Wednesday, December 11, 2013

Around Tasmania - Part 2 - Beaconsfield

Beaconsfield is a small township not far from where we are at Beauty Point Marina, this place hit the news on Anzac Day 2006 when an earthquake caused a mine collapse trapping three miners with one unfortunately losing his life. The rescue was a long process and it brought it into all the homes via news through that tough period.
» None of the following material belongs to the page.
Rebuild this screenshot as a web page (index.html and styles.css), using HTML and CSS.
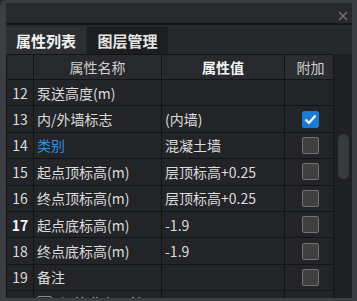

After seeing Beaconsfield one can understand the emotion this town would have gone through with the mine being right in the centre of the town.
(Survivors Todd and Brant, I have copied the print section in three parts below for easier reading)

The now closed mine is a museum showing many things from our past, not only mining gear it has old machinery and many other items on view, there are three tourist sites close by this mine, the Seahorse World and Platypus House, the latter two being at the old wharf at Beauty Point, the cheapest way to see all three exhibitions is to buy a triple pass for the three places which is an open pass for three months for one visit per site.
(Beaconsfield Mine and Museum)
(Old Miners Cottage)
(A scale model of the mine tunnels under the town)
 (Old steam traction engine)
 (Items from an old surgury)
(The old washing gear, I can remember seeing these items in use)

Beaconsfield has two IGA supermarkets one of which has a hardware store, there is also a gardening and building centre amongst other shops.
The weather has been a bit of a mixture we have had some very nice days and some cold and wet days so we are doing jobs on the boat as the weather permits.
The following is taken from one of the websites listed below.
The area around Beaconsfield was first explored by Europeans in 1804 when William Paterson led an expedition to Port Dalrymple and established a settlement at York Town. Settlement of Beaconsfield itself, then known as Brandy Creek did not occur until the 1850s. Limestone mining led to the discovery of gold in 1869. Gold mining began in 1877 and the area's population boomed. Brandy Creek Post Office opened on 1 December 1877 and was renamed Beaconsfield in 1879.
The town was named Beaconsfield in 1879 in honour of Benjamin Disraeli, 1st Earl of Beaconsfield, who was the Prime Minister of the United Kingdom at the time. In 1881, the Beaconsfield newspaper was called the Beaconsfield Tickler. In 1953, Beaconsfield was the first town in Australia to fluoridate the water supply.
Gold was first discovered in Beaconsfield in 1847
The town began its early life as ‘Brandy Creek’ because of the colour of the water in the creek where the gold was originally discovered.
In the financial year 2004/05, 240 685 tonnes of ore was produced from which 3890 kilograms of gold was extracted
On Tuesday 25 April 2006, a small earthquake caused a rock fall in the Beaconsfield gold mine. Fourteen miners escaped safely, one miner, Larry Knight, was killed, and the remaining two, Todd Russell and Brant Webb, were trapped in a shaft approximately one kilometre underground. The two trapped miners were found alive five days later on Sunday 30 April. Rescue operations continued for nearly two weeks until the two miners were freed on Tuesday 9 May.
The Beaconsfield gold mining operations finally ended with the closure of the mine in June 2012.

 (The old Bank of Tasmania that was robbed of cash and gold worth around $2,700 in 1884, it is now an Art Gallery and Souvenir store)
 (The Exchange Hotel still looking good and operational)
The Old Post Office now a Newsagent)
There are many other heritage buildings in the main street and around the town.